Fallen manche Themen unter den Tisch, obwohl sie auf die Titelblätter gehören?
Ja. Beispielsweise, was die Energiewende letztendlich bedeutet: Was so eine richtige Wende ist und dass sich erst dann etwas zeigt, wenn wir mal über die 50 Prozent erneuerbarer Energien Marke gehen. Was wir derzeit haben, ist ja der Zubau erneuerbarer Energien. Außerdem fehlt zum einen eine gewisse Kontinuität und zum anderen der Wärme- und Verkehrssektor. Wir reden immer nur über die Stromwende.
Haben Sie eine Erklärung dafür?
Eine Öffentlichkeit, auch eine politische Öffentlichkeit, kann immer nur ein bestimmtes Set an Themen verdauen. Das ist einfach zu viel auf einmal.
Gäbe es einen Weg, das zu verbinden? Oder die Berichterstattung attraktiver zu machen?
Das versuchen wir jeden Tag, aber das ist zugegebenermaßen recht schwierig. Das größte Problem für Radio und Fernsehen ist ja, dass wir doch sehr stark im aktuellen Bereich unterwegs sind. Zeitungen können auch mal größere Hintergründe machen. Das ist für uns beim Radio tendenziell schwierig.
Inwieweit spielt Storytelling dabei eine Rolle?
Jeder Radiojournalist weiß: Wenn du etwas erzählen willst, musst du eine Geschichte erzählen. Ich weiß aber nicht, ob das in der Klimadebatte eine besondere Rolle spielt. Wenn das darauf anspielt, dass man Augenzeugengeschichten erzählt, wie die Insulaner auswandern müssen, glaube ich, dass diese Geschichten jetzt schon bei den meisten Menschen durch sind. Die fragen sich nur: „Wie? Sind die denn noch nicht weg von ihren Inseln?“ Beim fünften Mal führt das zu gar nichts und ist einfach ermüdend. Neue Geschichten im Klimaschutz zu erzählen ist sehr schwierig, aber auch das ist nicht alles. Klima ist dann doch knackige Politik, Wirtschaft und manchmal Wissenschaft. Eine Geschichte ist auch gut, wenn sie auf eine Frage antwortet. „Wo stehen wir denn in der Energiewende?“ – das ist eine gute Geschichte. Das hatten wir bei SWR3 einmal mit einer großen Energiewoche, wo wir jeden Tag mindestens drei Beiträge über den Stand der Energiewende im Programm haben. Das ist für so ein Massenprogramm ein richtig fettes Ding.
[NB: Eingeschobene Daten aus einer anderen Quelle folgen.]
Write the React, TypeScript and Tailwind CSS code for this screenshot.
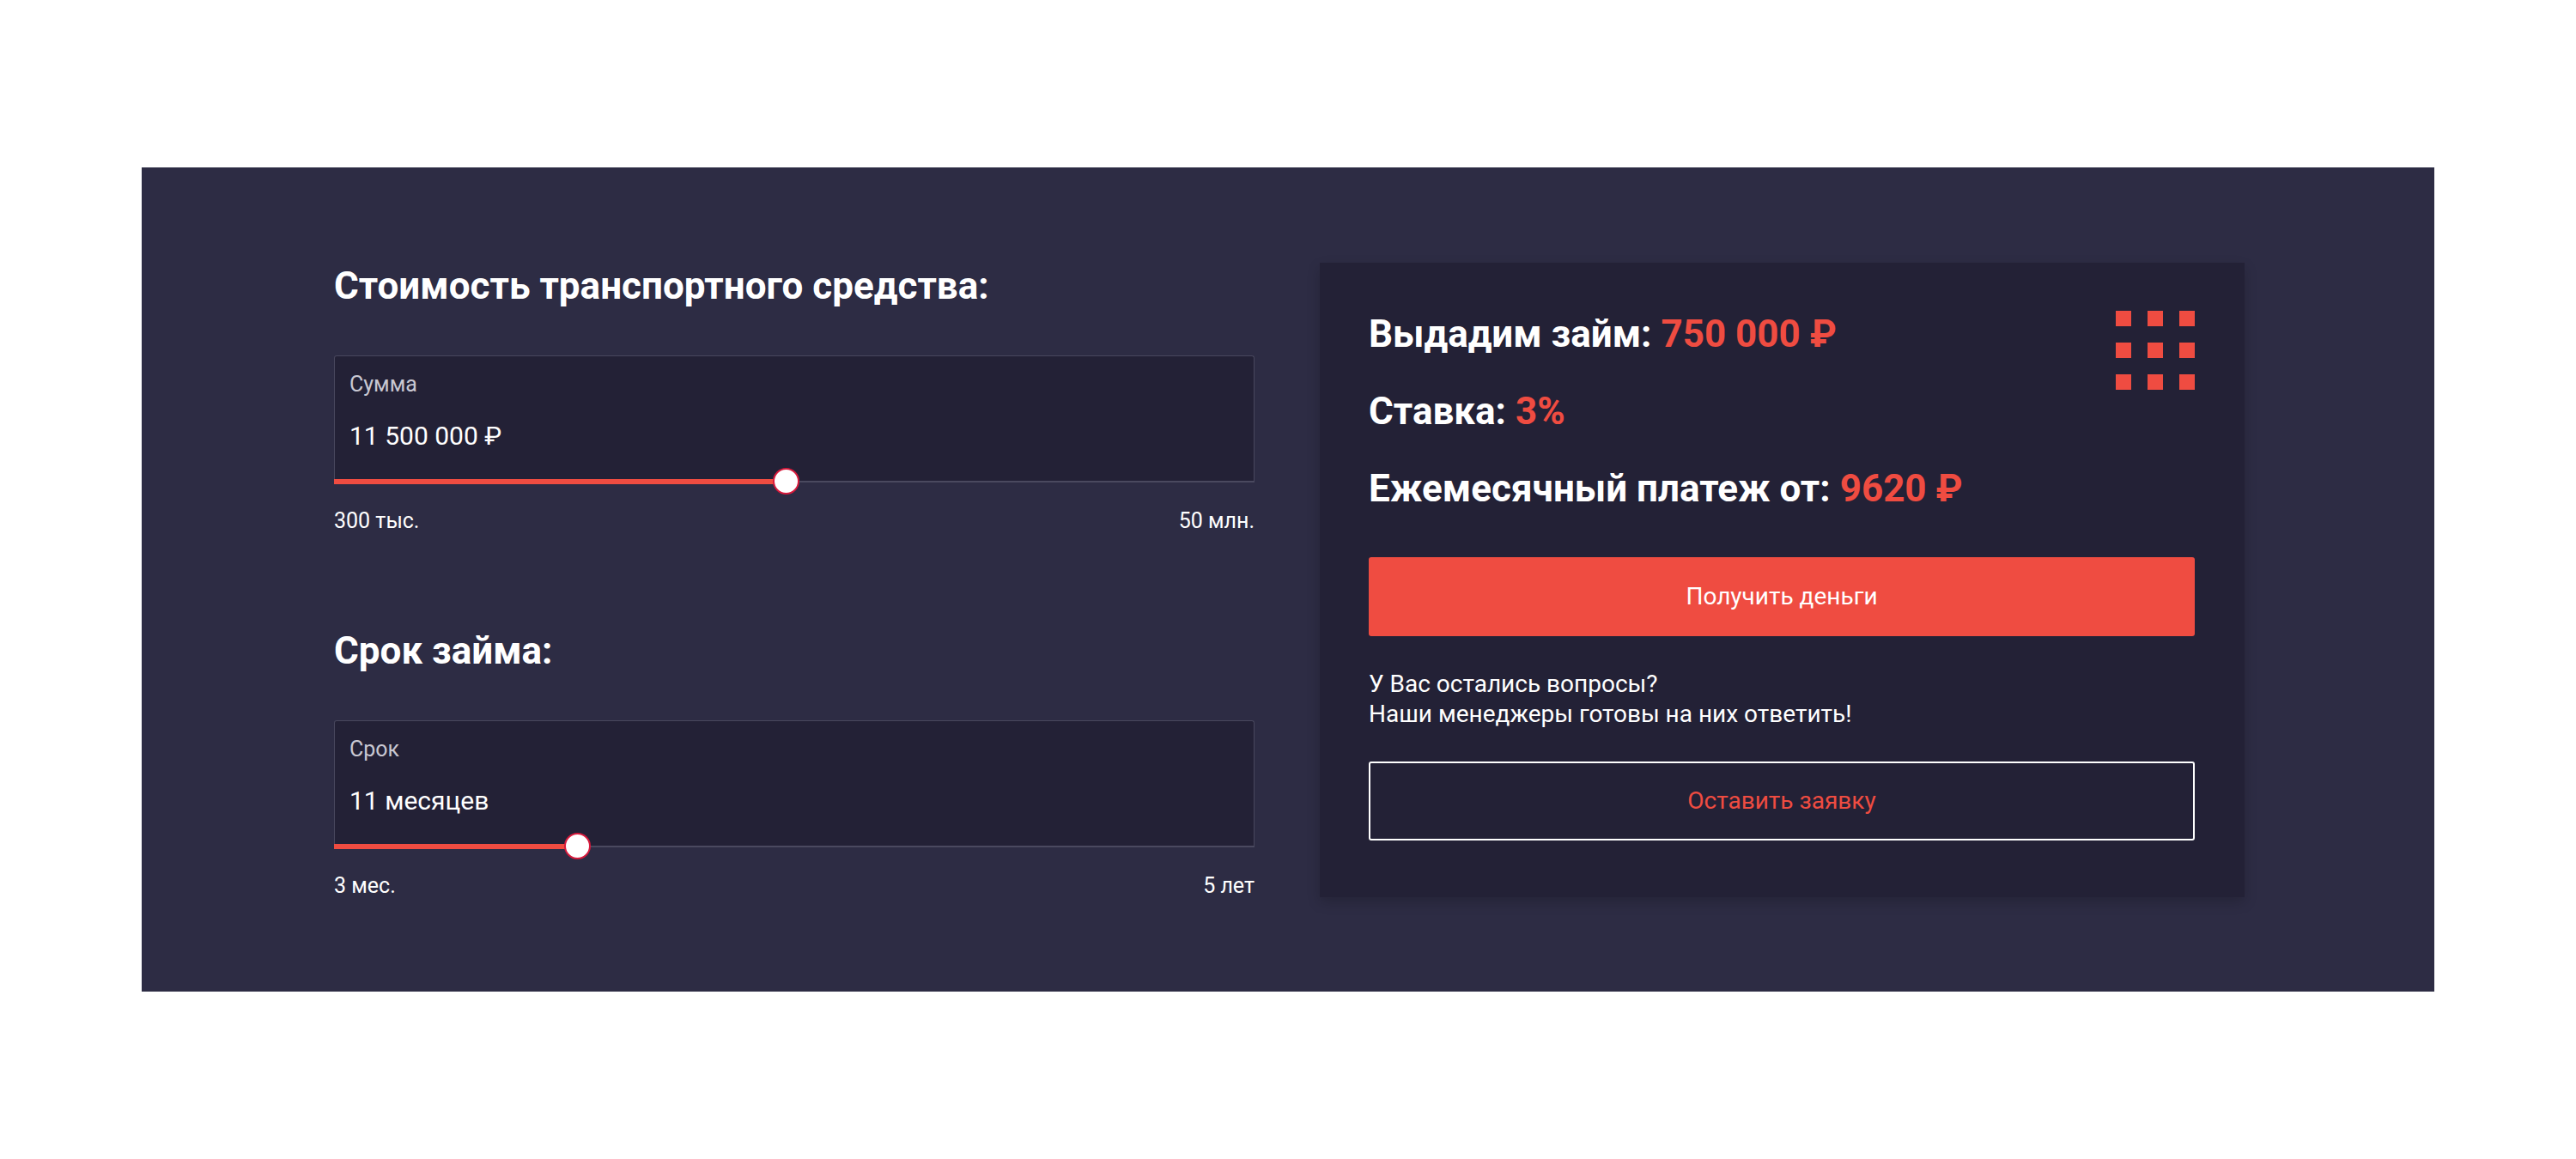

Gab es gelungene Geschichten zum Thema Klima?
Ja, 2003, von Nonnen aus Buenos Aires. Natürlich war das die Zeit, in der man erst mal klar machen musste: „Was ist denn Klimawandel?“ und „Wie fühlt sich das für Betroffene an?“. Das war zu dem Zeitpunkt auch sehr neu, sehr berührend und wichtig. Aber ich sage das jetzt sehr brutal. Das fühlt sich halt immer gleich „scheiße“ an. Vieles ist inzwischen stärker differenziert. Also wenn man zum Beispiel über Klimaflüchtlinge spricht, dann ist jedem denkenden Menschen klar, dass es keine reinen Klimaflüchtlinge gibt. Es gibt Flüchtlinge, deren Situation sich mit den Wetterveränderungen in Folge des Klimawandels so sehr verschärft hat, dass sie dadurch vielleicht den letzten Impuls kriegen. Aber wie gesagt, da sind die Menschen einfach ein bisschen raus.
Wie man weiter berichtet ist also schwieriger?
Die Frage ist doch heute viel mehr: „Was machen wir denn jetzt?“ Und da ist es halt nicht mehr so einfach, Geschichten zu erzählen. Denn diese Geschichten gibt es ja zum Teil noch gar nicht. Wir müssen ja erst nach vorne gucken. Was heißt es denn, wenn wir fossile Energien in der industrialisierten Welt relativ zackig zurückfahren?
Können Geschichten es schaffen, Menschen zum Umdenken oder gar zur Verhaltensänderung bewegen?
Nein. Verhaltensänderungen, das habe ich mal in den Kommunikationswissenschaften studiert, dauern sehr lange.